16. The load driving circuit of claim 10 , further comprising: a) an open-circuit protection circuit configured to activate an open-circuit protection signal when an output voltage of said output capacitor is higher than a predetermined voltage upper limit; and b) a second AND-gate configured to receive said open-circuit protection signal and said interrupt control signal, and to provide a signal to a reset terminal of said flip-flop.

17. The load driving circuit of claim 10 , further comprising an input overvoltage protection circuit having: a) a fourth controllable switch coupled between said rectifier circuit and said output capacitor; and b) a fifth comparator configured to receive an AC input terminal and an input voltage upper limit, and being configured to turn off said fourth controllable switch when an absolute value of said AC input is greater than said input voltage upper limit.
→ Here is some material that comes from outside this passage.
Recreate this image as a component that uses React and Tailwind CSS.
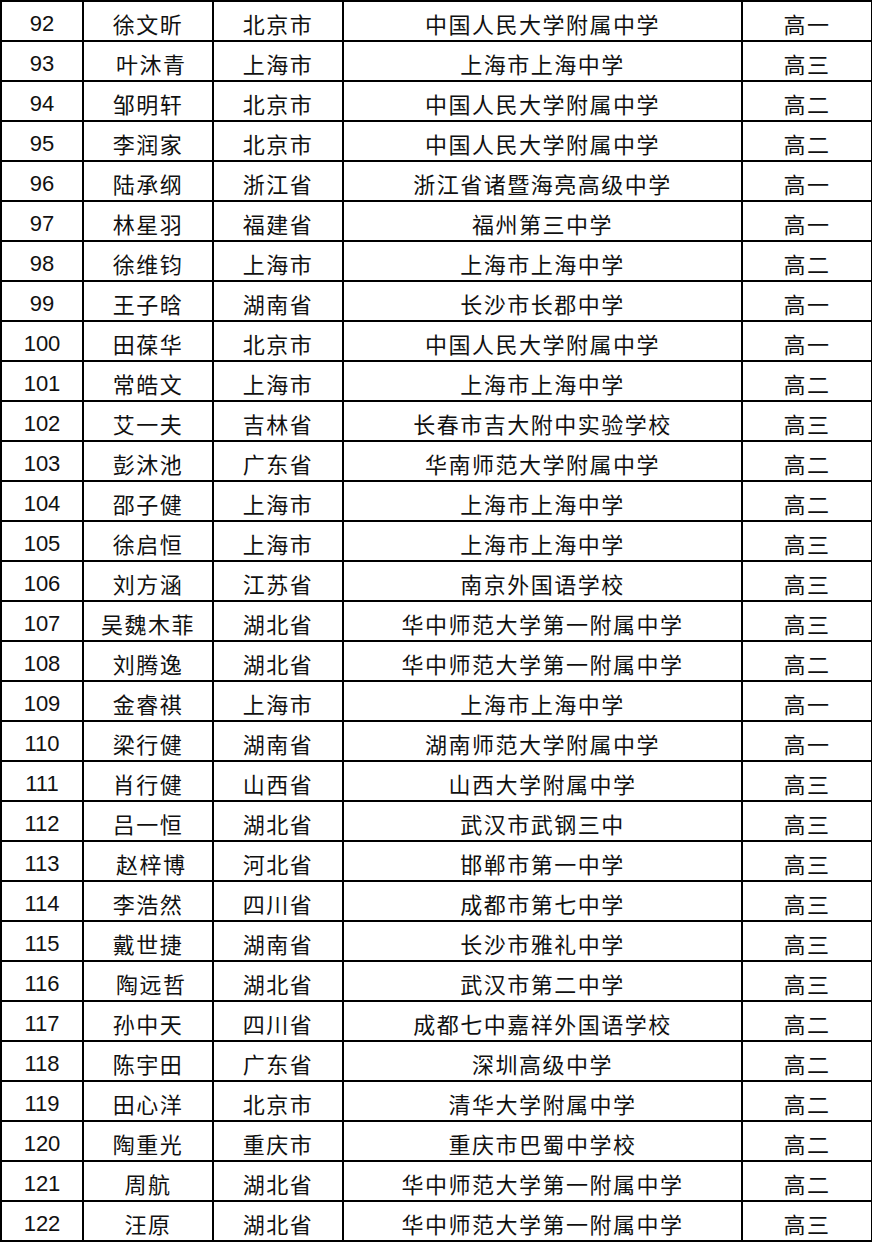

18. The load driving circuit of anyone of claim 9 , wherein each of said first and second controllable switches comprises a metal-oxide-semiconductor field-effect transistor with a body diode.

19. The load driving circuit of claim 18 , wherein said control circuit comprises: a) a threshold value control circuit configured to activate a comparison flip-flop signal when an absolute value of said AC input is less than a threshold value; b) a flip-flop having a set terminal configured to receive said comparison flip-flop signal, an output terminal coupled to a second logic circuit, wherein said flip-flop is configured to generate a flip-flop signal for said logic sub-circuit; c) said second logic circuit comprising a third OR-gate configured to control said second controllable switch based on said flip-flop signal, and a comparison result between said AC input and said threshold value; and d) a fourth OR-gate configured to receive said flip-flop signal, and a comparison result between said AC input and said threshold value, and to output a signal to control said first controllable switch.